What you are asked to do
Copy every line of the material below word for word.

Given data

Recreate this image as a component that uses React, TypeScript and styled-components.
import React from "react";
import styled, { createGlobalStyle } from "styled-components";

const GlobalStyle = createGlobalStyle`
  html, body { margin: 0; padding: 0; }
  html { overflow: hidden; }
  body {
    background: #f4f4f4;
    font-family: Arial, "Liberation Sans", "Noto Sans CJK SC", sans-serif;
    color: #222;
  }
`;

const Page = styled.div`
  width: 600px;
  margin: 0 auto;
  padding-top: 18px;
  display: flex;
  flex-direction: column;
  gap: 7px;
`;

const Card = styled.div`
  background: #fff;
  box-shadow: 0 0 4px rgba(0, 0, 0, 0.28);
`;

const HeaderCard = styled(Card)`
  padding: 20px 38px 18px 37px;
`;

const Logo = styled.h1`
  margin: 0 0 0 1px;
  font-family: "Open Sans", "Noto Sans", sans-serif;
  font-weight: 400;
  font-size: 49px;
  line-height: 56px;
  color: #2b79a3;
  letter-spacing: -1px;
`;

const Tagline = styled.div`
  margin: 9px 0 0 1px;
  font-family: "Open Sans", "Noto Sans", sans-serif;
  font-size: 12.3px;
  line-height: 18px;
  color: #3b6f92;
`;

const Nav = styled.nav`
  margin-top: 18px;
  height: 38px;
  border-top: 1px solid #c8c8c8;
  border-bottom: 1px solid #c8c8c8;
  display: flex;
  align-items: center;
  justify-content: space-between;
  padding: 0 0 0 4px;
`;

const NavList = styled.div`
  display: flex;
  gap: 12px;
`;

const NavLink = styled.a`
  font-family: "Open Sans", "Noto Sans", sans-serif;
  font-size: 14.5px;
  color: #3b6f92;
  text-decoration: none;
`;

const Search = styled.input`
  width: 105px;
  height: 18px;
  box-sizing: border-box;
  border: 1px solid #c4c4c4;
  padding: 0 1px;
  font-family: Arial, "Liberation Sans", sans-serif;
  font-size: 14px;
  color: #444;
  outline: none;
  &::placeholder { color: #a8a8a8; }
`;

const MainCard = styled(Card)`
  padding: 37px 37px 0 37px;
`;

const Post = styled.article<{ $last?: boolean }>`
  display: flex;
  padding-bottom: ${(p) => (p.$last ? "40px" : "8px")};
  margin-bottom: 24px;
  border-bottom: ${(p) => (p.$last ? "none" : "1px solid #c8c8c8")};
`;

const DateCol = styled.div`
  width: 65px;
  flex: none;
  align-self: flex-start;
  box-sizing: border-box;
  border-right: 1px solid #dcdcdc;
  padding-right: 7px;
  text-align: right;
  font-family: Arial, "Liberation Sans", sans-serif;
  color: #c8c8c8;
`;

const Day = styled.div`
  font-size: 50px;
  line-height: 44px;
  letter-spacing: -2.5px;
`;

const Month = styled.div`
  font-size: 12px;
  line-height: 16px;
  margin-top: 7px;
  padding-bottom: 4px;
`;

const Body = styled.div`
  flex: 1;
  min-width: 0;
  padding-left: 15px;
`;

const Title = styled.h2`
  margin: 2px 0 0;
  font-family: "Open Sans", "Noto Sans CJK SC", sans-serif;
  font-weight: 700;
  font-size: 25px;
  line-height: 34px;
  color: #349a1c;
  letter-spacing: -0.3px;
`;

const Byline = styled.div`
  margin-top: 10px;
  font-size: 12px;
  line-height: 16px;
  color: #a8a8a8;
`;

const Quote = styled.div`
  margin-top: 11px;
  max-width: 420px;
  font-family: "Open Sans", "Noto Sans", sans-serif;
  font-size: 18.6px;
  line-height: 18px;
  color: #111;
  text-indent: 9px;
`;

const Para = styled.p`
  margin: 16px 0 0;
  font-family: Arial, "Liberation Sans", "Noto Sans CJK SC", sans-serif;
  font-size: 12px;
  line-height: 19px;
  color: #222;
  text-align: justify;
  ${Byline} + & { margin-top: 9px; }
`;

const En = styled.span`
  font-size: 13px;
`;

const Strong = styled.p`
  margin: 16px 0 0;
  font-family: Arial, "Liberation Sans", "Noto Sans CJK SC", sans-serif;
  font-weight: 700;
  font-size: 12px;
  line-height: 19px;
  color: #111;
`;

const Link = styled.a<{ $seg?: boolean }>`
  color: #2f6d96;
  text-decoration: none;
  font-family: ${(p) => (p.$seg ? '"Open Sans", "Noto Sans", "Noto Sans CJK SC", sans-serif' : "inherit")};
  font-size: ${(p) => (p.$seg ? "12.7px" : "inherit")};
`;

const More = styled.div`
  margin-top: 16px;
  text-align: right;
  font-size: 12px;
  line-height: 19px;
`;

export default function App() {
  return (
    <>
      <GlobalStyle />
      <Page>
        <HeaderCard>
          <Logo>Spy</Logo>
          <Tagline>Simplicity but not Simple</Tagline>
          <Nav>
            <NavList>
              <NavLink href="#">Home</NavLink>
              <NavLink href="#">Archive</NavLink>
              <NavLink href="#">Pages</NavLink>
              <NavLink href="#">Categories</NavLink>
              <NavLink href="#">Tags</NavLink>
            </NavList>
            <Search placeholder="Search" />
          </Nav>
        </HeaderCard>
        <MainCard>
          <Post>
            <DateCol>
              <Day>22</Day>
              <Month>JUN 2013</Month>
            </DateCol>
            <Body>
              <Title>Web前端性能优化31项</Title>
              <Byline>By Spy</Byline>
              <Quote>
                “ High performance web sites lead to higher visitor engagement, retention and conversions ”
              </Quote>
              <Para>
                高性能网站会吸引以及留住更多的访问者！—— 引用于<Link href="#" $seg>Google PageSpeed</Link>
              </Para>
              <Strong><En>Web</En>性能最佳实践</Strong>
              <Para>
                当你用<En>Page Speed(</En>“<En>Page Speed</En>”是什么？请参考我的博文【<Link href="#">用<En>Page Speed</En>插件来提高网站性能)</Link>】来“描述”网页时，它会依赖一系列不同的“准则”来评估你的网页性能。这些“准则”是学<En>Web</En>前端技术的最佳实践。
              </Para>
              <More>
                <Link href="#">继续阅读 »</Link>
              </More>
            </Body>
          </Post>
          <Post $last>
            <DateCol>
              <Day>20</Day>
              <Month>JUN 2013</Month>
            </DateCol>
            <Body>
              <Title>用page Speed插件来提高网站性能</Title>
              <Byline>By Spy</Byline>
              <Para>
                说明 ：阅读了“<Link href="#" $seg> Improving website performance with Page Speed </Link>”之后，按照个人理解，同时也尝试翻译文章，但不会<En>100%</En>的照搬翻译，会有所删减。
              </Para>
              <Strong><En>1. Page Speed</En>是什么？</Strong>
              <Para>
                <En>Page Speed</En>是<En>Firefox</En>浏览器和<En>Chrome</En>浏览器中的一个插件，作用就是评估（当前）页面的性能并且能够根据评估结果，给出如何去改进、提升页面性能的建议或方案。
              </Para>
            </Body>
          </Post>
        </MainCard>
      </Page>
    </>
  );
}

Solution for this exercise
Recreate this image as a component that uses React, TypeScript and styled-components.
import React from "react";
import styled, { createGlobalStyle } from "styled-components";

const GlobalStyle = createGlobalStyle`
  html, body { margin: 0; padding: 0; }
  html { overflow: hidden; }
  body {
    background: #f4f4f4;
    font-family: Arial, "Liberation Sans", "Noto Sans CJK SC", sans-serif;
    color: #222;
  }
`;

const Page = styled.div`
  width: 600px;
  margin: 0 auto;
  padding-top: 18px;
  display: flex;
  flex-direction: column;
  gap: 7px;
`;

const Card = styled.div`
  background: #fff;
  box-shadow: 0 0 4px rgba(0, 0, 0, 0.28);
`;

const HeaderCard = styled(Card)`
  padding: 20px 38px 18px 37px;
`;

const Logo = styled.h1`
  margin: 0 0 0 1px;
  font-family: "Open Sans", "Noto Sans", sans-serif;
  font-weight: 400;
  font-size: 49px;
  line-height: 56px;
  color: #2b79a3;
  letter-spacing: -1px;
`;

const Tagline = styled.div`
  margin: 9px 0 0 1px;
  font-family: "Open Sans", "Noto Sans", sans-serif;
  font-size: 12.3px;
  line-height: 18px;
  color: #3b6f92;
`;

const Nav = styled.nav`
  margin-top: 18px;
  height: 38px;
  border-top: 1px solid #c8c8c8;
  border-bottom: 1px solid #c8c8c8;
  display: flex;
  align-items: center;
  justify-content: space-between;
  padding: 0 0 0 4px;
`;

const NavList = styled.div`
  display: flex;
  gap: 12px;
`;

const NavLink = styled.a`
  font-family: "Open Sans", "Noto Sans", sans-serif;
  font-size: 14.5px;
  color: #3b6f92;
  text-decoration: none;
`;

const Search = styled.input`
  width: 105px;
  height: 18px;
  box-sizing: border-box;
  border: 1px solid #c4c4c4;
  padding: 0 1px;
  font-family: Arial, "Liberation Sans", sans-serif;
  font-size: 14px;
  color: #444;
  outline: none;
  &::placeholder { color: #a8a8a8; }
`;

const MainCard = styled(Card)`
  padding: 37px 37px 0 37px;
`;

const Post = styled.article<{ $last?: boolean }>`
  display: flex;
  padding-bottom: ${(p) => (p.$last ? "40px" : "8px")};
  margin-bottom: 24px;
  border-bottom: ${(p) => (p.$last ? "none" : "1px solid #c8c8c8")};
`;

const DateCol = styled.div`
  width: 65px;
  flex: none;
  align-self: flex-start;
  box-sizing: border-box;
  border-right: 1px solid #dcdcdc;
  padding-right: 7px;
  text-align: right;
  font-family: Arial, "Liberation Sans", sans-serif;
  color: #c8c8c8;
`;

const Day = styled.div`
  font-size: 50px;
  line-height: 44px;
  letter-spacing: -2.5px;
`;

const Month = styled.div`
  font-size: 12px;
  line-height: 16px;
  margin-top: 7px;
  padding-bottom: 4px;
`;

const Body = styled.div`
  flex: 1;
  min-width: 0;
  padding-left: 15px;
`;

const Title = styled.h2`
  margin: 2px 0 0;
  font-family: "Open Sans", "Noto Sans CJK SC", sans-serif;
  font-weight: 700;
  font-size: 25px;
  line-height: 34px;
  color: #349a1c;
  letter-spacing: -0.3px;
`;

const Byline = styled.div`
  margin-top: 10px;
  font-size: 12px;
  line-height: 16px;
  color: #a8a8a8;
`;

const Quote = styled.div`
  margin-top: 11px;
  max-width: 420px;
  font-family: "Open Sans", "Noto Sans", sans-serif;
  font-size: 18.6px;
  line-height: 18px;
  color: #111;
  text-indent: 9px;
`;

const Para = styled.p`
  margin: 16px 0 0;
  font-family: Arial, "Liberation Sans", "Noto Sans CJK SC", sans-serif;
  font-size: 12px;
  line-height: 19px;
  color: #222;
  text-align: justify;
  ${Byline} + & { margin-top: 9px; }
`;

const En = styled.span`
  font-size: 13px;
`;

const Strong = styled.p`
  margin: 16px 0 0;
  font-family: Arial, "Liberation Sans", "Noto Sans CJK SC", sans-serif;
  font-weight: 700;
  font-size: 12px;
  line-height: 19px;
  color: #111;
`;

const Link = styled.a<{ $seg?: boolean }>`
  color: #2f6d96;
  text-decoration: none;
  font-family: ${(p) => (p.$seg ? '"Open Sans", "Noto Sans", "Noto Sans CJK SC", sans-serif' : "inherit")};
  font-size: ${(p) => (p.$seg ? "12.7px" : "inherit")};
`;

const More = styled.div`
  margin-top: 16px;
  text-align: right;
  font-size: 12px;
  line-height: 19px;
`;

export default function App() {
  return (
    <>
      <GlobalStyle />
      <Page>
        <HeaderCard>
          <Logo>Spy</Logo>
          <Tagline>Simplicity but not Simple</Tagline>
          <Nav>
            <NavList>
              <NavLink href="#">Home</NavLink>
              <NavLink href="#">Archive</NavLink>
              <NavLink href="#">Pages</NavLink>
              <NavLink href="#">Categories</NavLink>
              <NavLink href="#">Tags</NavLink>
            </NavList>
            <Search placeholder="Search" />
          </Nav>
        </HeaderCard>
        <MainCard>
          <Post>
            <DateCol>
              <Day>22</Day>
              <Month>JUN 2013</Month>
            </DateCol>
            <Body>
              <Title>Web前端性能优化31项</Title>
              <Byline>By Spy</Byline>
              <Quote>
                “ High performance web sites lead to higher visitor engagement, retention and conversions ”
              </Quote>
              <Para>
                高性能网站会吸引以及留住更多的访问者！—— 引用于<Link href="#" $seg>Google PageSpeed</Link>
              </Para>
              <Strong><En>Web</En>性能最佳实践</Strong>
              <Para>
                当你用<En>Page Speed(</En>“<En>Page Speed</En>”是什么？请参考我的博文【<Link href="#">用<En>Page Speed</En>插件来提高网站性能)</Link>】来“描述”网页时，它会依赖一系列不同的“准则”来评估你的网页性能。这些“准则”是学<En>Web</En>前端技术的最佳实践。
              </Para>
              <More>
                <Link href="#">继续阅读 »</Link>
              </More>
            </Body>
          </Post>
          <Post $last>
            <DateCol>
              <Day>20</Day>
              <Month>JUN 2013</Month>
            </DateCol>
            <Body>
              <Title>用page Speed插件来提高网站性能</Title>
              <Byline>By Spy</Byline>
              <Para>
                说明 ：阅读了“<Link href="#" $seg> Improving website performance with Page Speed </Link>”之后，按照个人理解，同时也尝试翻译文章，但不会<En>100%</En>的照搬翻译，会有所删减。
              </Para>
              <Strong><En>1. Page Speed</En>是什么？</Strong>
              <Para>
                <En>Page Speed</En>是<En>Firefox</En>浏览器和<En>Chrome</En>浏览器中的一个插件，作用就是评估（当前）页面的性能并且能够根据评估结果，给出如何去改进、提升页面性能的建议或方案。
              </Para>
            </Body>
          </Post>
        </MainCard>
      </Page>
    </>
  );
}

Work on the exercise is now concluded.